******************************
Surrogate modeling - Kriging
******************************

Metamodels are a way to represent the world in simpler terms. Think of them as 
a photograph, they do not capture the moment as whole but can represent it 
good enough. In this analogy, the moment is a complex process that it is too 
cumbersome to explain it completely in mathematical terms, and metamodels, as 
photographs, may serve the purpose of capturing the core trends of this 
process without being too unwieldy and not losing too much information.

There is a family of metamodeling methodologies, ranging from a simple linear 
regression to complex neural networks.

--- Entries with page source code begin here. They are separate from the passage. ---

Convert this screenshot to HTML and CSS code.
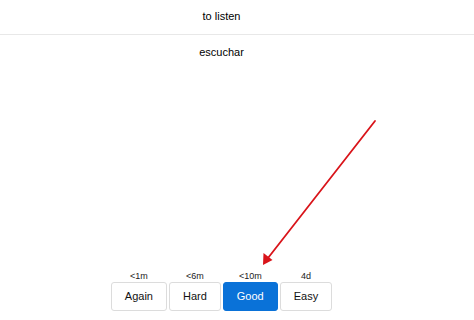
FILE: index.html
```html
<!DOCTYPE html>
<html>
<head>
<meta charset="utf-8">
<link rel="stylesheet" href="styles.css">
</head>
<body>
<div class="page">
  <div class="card">
    <div class="front">to listen</div>
    <div class="answer">escuchar</div>
  </div>
  <div class="bar">
    <div class="ease">
      <span class="due">&lt;1m</span>
      <button class="btn">Again</button>
    </div>
    <div class="ease">
      <span class="due">&lt;6m</span>
      <button class="btn">Hard</button>
    </div>
    <div class="ease">
      <span class="due">&lt;10m</span>
      <button class="btn btn-good">Good</button>
    </div>
    <div class="ease">
      <span class="due">4d</span>
      <button class="btn">Easy</button>
    </div>
  </div>
</div>
<svg class="arrow" width="474" height="320" viewBox="0 0 474 320">
  <line x1="375" y1="121" x2="268" y2="258" stroke="#d9141a" stroke-width="1.8" stroke-linecap="round"/>
  <polygon points="263,265 263.5,253 272.5,260" fill="#d9141a"/>
</svg>
</body>
</html>
```
FILE: styles.css
```css
html, body {
  margin: 0;
  padding: 0;
  background: #ffffff;
}
body {
  font-family: "Liberation Sans", Arial, Helvetica, sans-serif;
  color: #000;
  position: relative;
  width: 474px;
  height: 320px;
  overflow: hidden;
}
.page {
  height: 320px;
  display: flex;
  flex-direction: column;
}
.card {
  flex: 1;
  font-size: 11px;
  line-height: 14px;
}
.front {
  text-align: center;
  padding-top: 9px;
  padding-bottom: 11px;
  border-bottom: 1px solid #e8e8e8;
  width: 474px;
  box-sizing: border-box;
  padding-right: 31px;
}
.answer {
  width: 443px;
  text-align: center;
  padding-top: 10px;
}
.bar {
  width: 443px;
  display: flex;
  justify-content: center;
  gap: 2px;
  padding-bottom: 9px;
}
.ease {
  display: flex;
  flex-direction: column;
  align-items: center;
}
.due {
  font-size: 9px;
  line-height: 11px;
  color: #222;
}
.btn {
  font-family: "Liberation Sans", Arial, Helvetica, sans-serif;
  font-size: 11px;
  line-height: 13px;
  padding: 7px 13px;
  border: 1px solid #dcdcdc;
  border-radius: 3px;
  background: #ffffff;
  color: #111;
  margin: 0;
}
.btn-good {
  background: #0a72d8;
  border-color: #0a72d8;
  color: #ffffff;
}
.arrow {
  position: absolute;
  left: 0;
  top: 0;
  pointer-events: none;
}
```
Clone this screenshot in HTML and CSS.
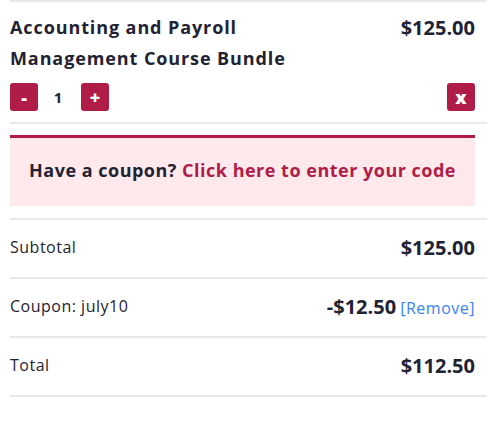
FILE: index.html
```html
<!DOCTYPE html>
<html lang="en">
<head>
    <meta charset="UTF-8">
    <meta name="viewport" content="width=device-width, initial-scale=1.0">
    <title>Cart</title>
    <link rel="stylesheet" href="styles.css">
</head>
<body>
    <div class="cart">
        <div class="cart-item">
            <div class="item-head">
                <div class="item-name">Accounting and Payroll Management Course Bundle</div>
                <div class="price">$125.00</div>
            </div>
            <div class="item-actions">
                <div class="qty">
                    <button class="btn">-</button>
                    <span class="qty-value">1</span>
                    <button class="btn">+</button>
                </div>
                <button class="btn">x</button>
            </div>
        </div>

        <div class="coupon-box">
            Have a coupon? <a href="#" class="coupon-link">Click here to enter your code</a>
        </div>

        <div class="summary-row">
            <span class="label">Subtotal</span>
            <span class="price">$125.00</span>
        </div>
        <div class="summary-row">
            <span class="label">Coupon: july10</span>
            <span><span class="price">-$12.50</span> <a href="#" class="remove-link">[Remove]</a></span>
        </div>
        <div class="summary-row">
            <span class="label">Total</span>
            <span class="price">$112.50</span>
        </div>
    </div>
</body>
</html>
```

FILE: styles.css
```css
body {
    margin: 0;
    padding: 0 0 0 10px;
    font-family: "Open Sans", sans-serif;
    background: #fff;
    color: #1f2333;
}

.cart {
    width: 477px;
    border-top: 2px solid #e8e8e8;
}

.cart-item {
    padding: 10px 12px 11px 0;
    border-bottom: 2px solid #e8e8e8;
}

.item-head {
    display: flex;
    justify-content: space-between;
    align-items: flex-start;
}

.item-name {
    width: 300px;
    font-size: 18px;
    font-weight: 700;
    line-height: 31px;
    letter-spacing: 0.9px;
}

.price {
    font-size: 20px;
    font-weight: 700;
    line-height: 31px;
}

.item-actions {
    display: flex;
    justify-content: space-between;
    align-items: center;
    margin-top: 9px;
}

.qty {
    display: flex;
    align-items: center;
}

.qty-value {
    width: 40px;
    padding-right: 3px;
    text-align: center;
    font-size: 15px;
    font-weight: 700;
}

.btn {
    width: 28px;
    height: 28px;
    padding: 0;
    border: none;
    border-radius: 3px;
    background: #b01c48;
    color: #fff;
    font-family: "Open Sans", sans-serif;
    font-size: 18px;
    font-weight: 800;
    line-height: 28px;
    cursor: pointer;
}

.coupon-box {
    margin: 11px 12px 12px 0;
    border-top: 3px solid #b01c48;
    background: #ffe9ec;
    height: 68px;
    line-height: 64px;
    text-align: center;
    font-size: 18px;
    font-weight: 700;
    letter-spacing: 0.5px;
}

.coupon-link {
    color: #b01c48;
    text-decoration: none;
}

.summary-row {
    display: flex;
    justify-content: space-between;
    align-items: center;
    height: 54px;
    padding: 0 12px 3px 0;
    border-top: 2px solid #e8e8e8;
}

.summary-row:last-child {
    border-bottom: 2px solid #e8e8e8;
}

.label {
    font-size: 16px;
    letter-spacing: 0.5px;
}

.remove-link {
    color: #3b82f6;
    font-size: 16px;
    letter-spacing: 0.5px;
    text-decoration: none;
}
```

However, the surrogate methodology 
currently implemented in *Metacontrol* is the *Kriging*.

The simplest form to represent a real world process (:math:`y`) through a 
metamodel (:math:`\hat{y}`) and its error (:math:`\varepsilon`) is done 
through :eq:`surreq`.

.. math::
    :label: surreq
    
    y(x) = \hat{y}(x) + \varepsilon

The error (:math:`\varepsilon`) is associated with the unmodeled effects of 
the inputs (:math:`x`) and random noise (i.e. it cannot be explained in detail 
but cannot be ignored as well.). When using the *Kriging* methodology as 
metamodel, this error is assumed to be a probabilistic function of :math:`x`, or 
in other words, this error is assumed to be **not** independent and identically 
distributed. The specific probabilistic function is represented by a Gaussian 
distribution with mean (:math:`\mu`) zero and variance :math:`\sigma^2`.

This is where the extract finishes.